Jak nie o chłopkach, to o geniuszach. Wspomniani już Jędrzej Piaskowski i Hubert Sulima też mieli świetny rok. Choć „Persona. Ciało Bożeny" jest słusznie czytane jako satyra na kult KrystianaLupy — too spektakl z Teatru Zagłębia w Sosnowcu mówi też o sprawach większych, ważniejszych i mniej jednostkowych. O niespełnionych marzeniach i aspiracjach, o sentymentalizowaniu i sprzedawaniu „historii z życia wziętych", o trudzie — potrzebnym i beznadziejnym — przełamywania społecznych podziałów.

Piaskowski i Sulima sprawnie żonglują teatralnymi konwencjami, łączą fantazję, bezpardonowy temperament, subtelność i dosadność. Ogień z wodą. W Warszawie ten sam spektakl byłby sensacją, a twórców zapraszano by do telewizji śniadaniowych wraz z grającą główną rolę Mirosławą Żak. W Sosnowcu — jest po prostu świetnym przedstawieniem, które dobrze się stało, że chociaż zaproszono je na festiwal Boska Komedia w nieodległym Krakowie.

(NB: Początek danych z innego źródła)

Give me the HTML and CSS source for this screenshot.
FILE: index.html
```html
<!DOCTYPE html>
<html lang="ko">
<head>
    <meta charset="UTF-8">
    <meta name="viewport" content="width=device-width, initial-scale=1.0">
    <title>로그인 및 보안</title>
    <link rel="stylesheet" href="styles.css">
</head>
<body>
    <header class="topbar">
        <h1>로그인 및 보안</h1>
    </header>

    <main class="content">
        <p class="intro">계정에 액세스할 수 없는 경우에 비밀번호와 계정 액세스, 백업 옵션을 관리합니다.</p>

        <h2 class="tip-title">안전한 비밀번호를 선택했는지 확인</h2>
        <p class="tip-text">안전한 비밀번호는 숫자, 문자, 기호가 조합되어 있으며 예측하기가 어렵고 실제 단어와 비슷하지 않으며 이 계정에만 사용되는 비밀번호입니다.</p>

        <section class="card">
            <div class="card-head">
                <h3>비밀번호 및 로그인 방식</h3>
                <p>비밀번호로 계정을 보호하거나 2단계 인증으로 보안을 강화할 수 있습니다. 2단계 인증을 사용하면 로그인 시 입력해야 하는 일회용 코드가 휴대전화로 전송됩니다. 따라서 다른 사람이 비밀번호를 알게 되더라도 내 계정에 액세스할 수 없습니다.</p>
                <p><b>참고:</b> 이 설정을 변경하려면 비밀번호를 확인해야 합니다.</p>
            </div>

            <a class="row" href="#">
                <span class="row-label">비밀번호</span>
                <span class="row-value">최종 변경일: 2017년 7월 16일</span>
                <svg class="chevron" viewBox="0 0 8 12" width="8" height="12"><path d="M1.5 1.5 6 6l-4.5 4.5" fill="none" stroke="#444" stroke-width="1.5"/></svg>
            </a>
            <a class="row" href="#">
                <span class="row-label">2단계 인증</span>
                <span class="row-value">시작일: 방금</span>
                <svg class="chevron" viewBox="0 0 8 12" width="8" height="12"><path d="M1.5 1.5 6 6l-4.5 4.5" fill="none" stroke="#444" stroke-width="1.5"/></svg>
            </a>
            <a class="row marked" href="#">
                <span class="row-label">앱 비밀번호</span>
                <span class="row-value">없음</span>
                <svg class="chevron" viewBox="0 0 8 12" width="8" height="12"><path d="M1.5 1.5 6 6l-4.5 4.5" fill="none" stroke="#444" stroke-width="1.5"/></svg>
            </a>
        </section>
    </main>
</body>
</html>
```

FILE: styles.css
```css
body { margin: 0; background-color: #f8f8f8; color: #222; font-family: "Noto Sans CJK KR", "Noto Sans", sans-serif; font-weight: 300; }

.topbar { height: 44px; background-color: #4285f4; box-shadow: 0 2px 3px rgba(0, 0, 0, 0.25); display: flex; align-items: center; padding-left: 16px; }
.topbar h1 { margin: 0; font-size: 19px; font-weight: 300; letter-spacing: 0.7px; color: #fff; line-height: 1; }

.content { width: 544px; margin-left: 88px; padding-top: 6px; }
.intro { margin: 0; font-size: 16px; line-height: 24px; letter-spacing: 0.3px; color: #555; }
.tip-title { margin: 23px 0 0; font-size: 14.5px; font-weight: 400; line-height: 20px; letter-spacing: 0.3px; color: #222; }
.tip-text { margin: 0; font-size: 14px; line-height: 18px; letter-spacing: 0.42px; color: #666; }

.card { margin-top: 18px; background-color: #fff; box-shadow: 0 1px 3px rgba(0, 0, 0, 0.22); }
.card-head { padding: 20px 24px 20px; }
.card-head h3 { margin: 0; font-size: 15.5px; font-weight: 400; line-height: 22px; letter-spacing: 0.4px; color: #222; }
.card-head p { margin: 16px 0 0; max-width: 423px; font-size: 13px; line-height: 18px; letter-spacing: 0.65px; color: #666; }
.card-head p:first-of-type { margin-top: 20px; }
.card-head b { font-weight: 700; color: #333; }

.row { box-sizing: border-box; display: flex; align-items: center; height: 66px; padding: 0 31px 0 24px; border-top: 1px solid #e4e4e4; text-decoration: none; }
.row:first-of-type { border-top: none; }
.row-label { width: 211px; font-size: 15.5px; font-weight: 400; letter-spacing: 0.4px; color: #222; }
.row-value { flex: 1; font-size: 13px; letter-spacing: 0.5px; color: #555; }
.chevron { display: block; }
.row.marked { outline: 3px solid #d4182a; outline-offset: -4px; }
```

  1. Ślązacy mają dość (i Ślązaczki też). „Godej do mie" w Teatrze Śląskim w Katowicach

Robert Talarczyk na Śląsku wyskakuje z każdej lodówki, warto zauważyć go też trochę dalej od hajmatu. W „Godej do mie", kameralnym dramacie rodzinnym, Talarczyk pokazuje się nie tylko jako reżyser, ale też dramatopisarz. Współczesna mieszczańska para z wyższej klasy średniej — to nietypowy zestaw postaci do sztuki granej po śląsku. Żadni wściekli górnicy ani poczciwe omy — Dariusz Chojnacki i Agata Radzikowska grają pogrążoną w kryzysie parę raczej z filmów Bergmana niż Kutza. I pytają, czym jest dzisiaj język śląski i do czego się go używa. Intymnie zagrany, psychologiczny teatr bardziej z Londynu niż z Krakowa, choć przecież z Katowic.

  1. Gwiazda boi się coming outu. „Susan Sontag" w Teatrze Jaracza w Olsztynie

Agnieszka Jakimiak i Mateusz Atman opowiedzieli o życiu Susan Sontag, legendarnej pisarki, mówiąc zarazem bardzo o naszym tu i teraz. Na pograniczu biograficznej historii i gry z obrazem powstał spektakl, który jest szalenie atrakcyjny, wciągający, zabawny, a jednocześnie stanowi intelektualne wyzwanie.

Na teatralnej mapie Polski warto zacząć bardziej zauważać Olsztyn — Teatr Jaracza pod dyrekcją Pawła Dobrowolskiego to jedno z nielicznych miejsc, gdzie teatralny program układa się w sposób odważny, ambitny i mądry zarazem.

  1. Ostaszewska sądzi Polskę. „Sytuacja graniczna" w Centrali w Warszawie

Współczesny dramat sądowy, niestety oparty na faktach. W przedstawieniu Michała Zadary i Instytutu Prawa Performatywnego gwiazdorska obsada — Maja Ostaszewska, Barbara Wysocka, Mateusz Janicki — mówi o tym, co wciąż dzieje się na granicy. A co mówi o polskim teatrze, że po zmianie władzy o uchodźcach i o łamaniu prawa także przez nowy rząd odwagę ma opowiadać tylko niezależna, offowa Centrala? I czy warszawskie Muzeum Sztuki Nowoczesnej, w którego nowym budynku odbyła się premiera, odważy się powtórzyć pokazy przedstawienia?

Na koniec — cud na Woronicza. TVP odkrywa współczesny teatr

Da się? Da się. Na ekranie pojawiły się musical „1989" w reżyserii Katarzyny Szyngiery, „Jak nie zabiłem swojego ojca i jak bardzo tego żałuję" Mateusza Pakuły, „Zapiski z wygnania" w wykonaniu Krystyny Jandy czy „Spartakus. Miłość w czasach zarazy" Jakuba Skrzywanka.

Okazało się, że wybitne i aktualne spektakle z Gdańska, Szczecina, Krakowa czy Kielc mogą zagościć w domach. To najlepsza ze zmian w TVP ostatniego roku, wyczekiwana znacznie dłużej niż osiem lat — bo Teatr TV jeszcze przed rządami PiS zdawał się być często obrażony na współczesny polski teatr. Dziś na szczęście jest inaczej, a pod kierunkiem dyrektora Michała Kotańskiego „największa scena Polski" wróciła do tego, po co została stworzona.